Indian doctors participate in a protest against the National Medical Commission Bill at in Hyderabad, India

India’s doctors are protesting about government plans to shake up the regulation of medical education and research.Credit: Mahesh Kumar/AP/Shutterstock

India’s government, still fresh from re-election in May, is a government in a hurry. In the 37 days for which parliament sat in its most recent session, 38 bills were introduced, and 28 were passed.

One bill to pass is the National Medical Commission Bill, and doctors’ representatives are among those concerned. At the end of July, many abandoned their hospital wards and surgeries, and took to the streets in a nationwide strike — and more could be coming. The government, on the other hand, is determined to press ahead with what it regards as long-overdue reforms to a failing system.

The bill abolishes the 85-year-old Medical Council of India. This is the doctors’ accreditation body, and it also sets standards for undergraduate and postgraduate medical training. It is to be replaced with a new National Medical Commission with expanded powers, including a mandate to regulate medical research.

An update of standards in medical education and research is certainly overdue. When the medical council was founded, India had many fewer institutions offering the coveted MBBS degree; today the council must regulate 479 medical colleges that oversee the training of more than 60,000 graduates each year.

Three years ago, a parliamentary health committee called for a common national standard to be set for medical training. Slightly more than half of all medical colleges in India are now privately owned, and the MPs on the committee found that the interests of private colleges were over-represented in the council’s governing body, giving rise to concerns that conflicts of interest need to be better managed.

The MPs recommended establishing a new regulator, whose members would be selected through an independent process. The government accepted this and other recommendations, but in doing so it has ignited a war with doctors’ representative bodies, for whom the changes amount to government interference and a loss of autonomy — especially as commission members will no longer be elected by the doctors themselves, but will be appointed by the government.

But the government has good reason to want to act. Although the rates of communicable and non-communicable diseases remain unacceptably high, India has only one doctor for every 1,456 people, compared with the World Health Organization’s recommended ratio of 1 to 1,000.

The government is proposing to help plug this gap by granting licences to 150,000 community health workers over the next 5 years. Such personnel are common in many countries. They provide basic as well as emergency medical care — often in rural areas where the shortage of doctors is more acute. But India’s bill does not specify minimum entry requirements for community health workers, nor does it say how they will be trained or how long training will last.
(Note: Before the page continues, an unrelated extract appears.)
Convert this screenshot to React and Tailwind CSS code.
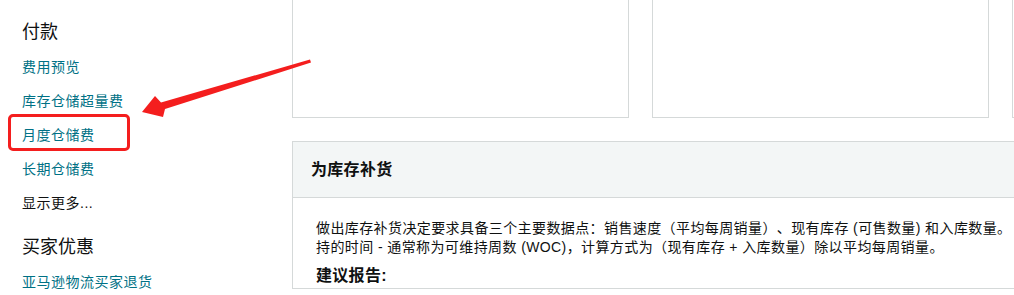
import React from "react";

const font = { fontFamily: '"Liberation Sans", "Noto Sans CJK SC", sans-serif' };

function Link({ children, dark }) {
  return (
    <div className={`h-[34px] leading-[34px] text-[14px] tracking-[0.5px] whitespace-nowrap ${dark ? "text-[#0f1111]" : "text-[#007185]"}`}>
      {children}
    </div>
  );
}

export default function App() {
  return (
    <div
      className="relative w-[1014px] h-[295px] overflow-hidden bg-white flex"
      style={font}
    >
      {/* Sidebar */}
      <div className="w-[292px] shrink-0 pl-[22px] pt-[20px] flex flex-col">
        <div className="h-[24px] leading-[24px] text-[18px] text-[#0f1111]">付款</div>
        <div className="mt-[6px]">
          <Link>费用预览</Link>
          <Link>库存仓储超量费</Link>
          <div className="relative">
            <Link>月度仓储费</Link>
            <div className="absolute left-[-14px] top-[-4px] w-[122px] h-[37px] border-[3px] border-[#f41e1e] rounded-[5px]" />
          </div>
          <Link>长期仓储费</Link>
          <Link dark>显示更多...</Link>
        </div>
        <div className="mt-[15px] h-[24px] leading-[24px] text-[18px] text-[#0f1111]">买家优惠</div>
        <div className="mt-[6px]">
          <Link>亚马逊物流买家退货</Link>
        </div>
      </div>

      {/* Main */}
      <div className="flex-1 min-w-0 overflow-hidden">
        <div className="flex gap-[23px]">
          <div className="w-[337px] h-[118px] shrink-0 border border-t-0 border-[#d5d9d9] bg-white" />
          <div className="w-[337px] h-[118px] shrink-0 border border-t-0 border-[#d5d9d9] bg-white" />
          <div className="w-[337px] h-[118px] shrink-0 border border-t-0 border-[#d5d9d9] bg-white" />
        </div>
        <div className="mt-[23px] w-[1100px] border border-[#d5d9d9]">
          <div className="h-[56px] bg-[#f3f6f6] border-b border-[#d5d9d9] flex items-center pl-[18px]">
            <span className="text-[16px] font-bold text-[#0f1111] tracking-[0.3px]">为库存补货</span>
          </div>
          <div className="pl-[23px] pt-[21px] text-[#0f1111] [text-spacing-trim:space-all]">
            <div className="text-[14px] leading-[19px] whitespace-nowrap tracking-[0.4px]">
              做出库存补货决定要求具备三个主要数据点：销售速度（平均每周销量）、现有库存 (可售数量) 和入库数量。
            </div>
            <div className="text-[14px] leading-[19px] whitespace-nowrap tracking-[0.4px]">
              持的时间 - 通常称为可维持周数 (WOC)，计算方式为（现有库存 + 入库数量）除以平均每周销量。
            </div>
            <div className="mt-[7px] text-[16px] leading-[24px] font-bold tracking-[0.3px]">建议报告:</div>
          </div>
        </div>
      </div>

      {/* Arrow */}
      <svg
        className="absolute left-0 top-0 pointer-events-none"
        width="1014"
        height="295"
        viewBox="0 0 1014 295"
      >
        <polygon
          points="142,112 155,96 161,102.5 310,59.5 311,62.5 165,109 163,117"
          fill="#f41e1e"
        />
      </svg>
    </div>
  );
}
The Ministry of Health and Family Welfare says that licensed community health workers will enable rural populations to access better quality health care — nearly 60% of those who claim to practise medicine in India do not have a medical qualification. But according to the Indian Medical Association’s secretary, R. V. Asokan, it would be much better to find more roles for graduates from medical schools — half of whom are unable to secure jobs every year.

The bill also neglects to provide details of how the new medical commission will regulate researchers. The bill’s text “encourages medical professionals to adopt latest medical research in their work and to contribute to research”, but there are, as yet, no mechanisms by which this might be achieved. The need is there. Existing funding for student research projects is meagre, and research outputs from India’s medical training institutions are comparatively few — but this is unlikely to change under the new system. The government also has an opportunity to work with universities to ensure that undergraduates experience better training in the basics of research protocols, data and statistics, ethics and public health.

India’s doctors and its government need to move quickly to settle their differences. Urban and rural populations need more research-based quality health care; and they need to be confident that the soon-to-be-appointed community health professionals have appropriate knowledge and experience.

What they don’t need is an ongoing war of words between their government and the medical establishment.